Within each platform, the budget split between brand and performance should be reviewed quarterly. A pure performance mix generates a feast-famine cycle. A pure brand mix is hard to defend in a board meeting. The right mix for a growth-stage brand is roughly 30% brand / 70% performance.
Frequently asked questions
How much should a Moroccan SME spend on paid media?
There is no universal answer, but a working benchmark is 10–20% of revenue for growth-stage brands, weighted toward paid when the LTV/CAC ratio is healthy and the unit economics are proven. The test is simple: if you can acquire a customer profitably at 5,000 MAD/month, you can usually scale it to 50,000 MAD/month by replicating what worked. If you can't, fix the offer or the funnel before scaling spend.
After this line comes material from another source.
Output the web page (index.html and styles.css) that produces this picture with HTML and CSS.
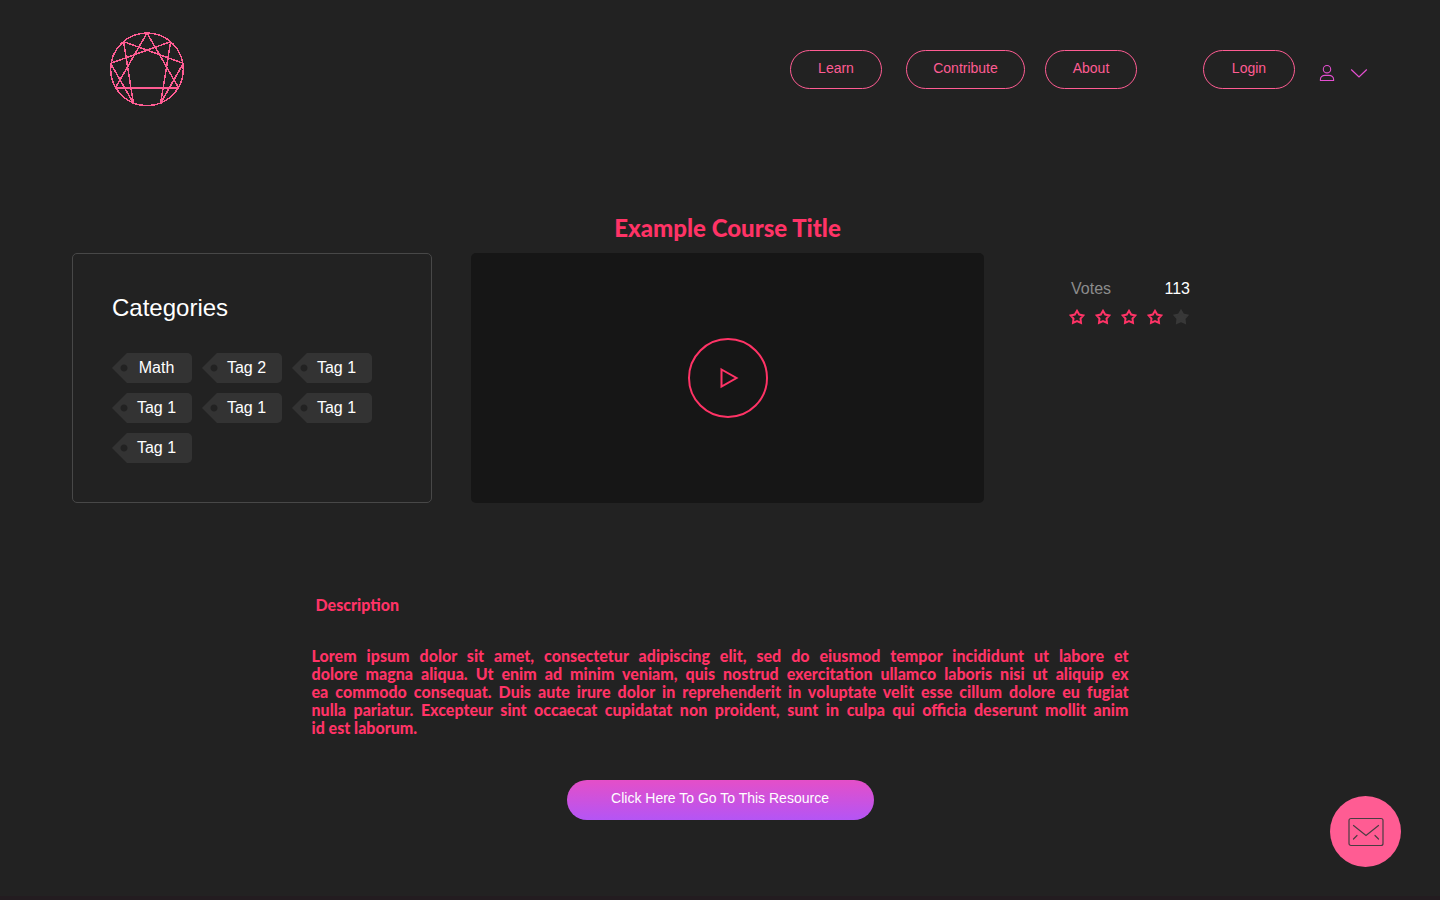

Is Meta still the best platform for Morocco?
For most B2C brands, yes. For B2B, Google Search and LinkedIn are typically stronger. For brand building, TikTok is increasingly competitive with Meta for under-35 audiences. The mistake is to default to Meta because it's familiar; the right answer depends on your audience, your offer, and your customer journey.
How do I know if my ads are working?
Stop looking at platform-reported ROAS as a source of truth. Track your actual revenue from each channel (UTMs, customer surveys, post-purchase "how did you hear about us"), and compare that to your paid spend. The bigger the gap between platform ROAS and real ROAS, the more you need to question your attribution setup and the less you should trust automated bidding.
Should I do Google Ads and SEO at the same time?
Yes, in most cases. They reinforce each other. SEO builds long-term organic visibility for queries you can't profitably bid on. Google Ads captures the high-intent queries that drive revenue today. The mistake is to treat them as an either/or; the smartest brands run them as a coordinated system.
What's the biggest paid media mistake you see in Morocco?
Three things, in order: (1) sending paid traffic to a slow, cluttered, or non-mobile-optimized landing page; (2) running the same creative for months without iteration; (3) measuring success on platform-reported metrics without sanity-checking against real revenue. All three are fixable, but they require discipline most teams don't have.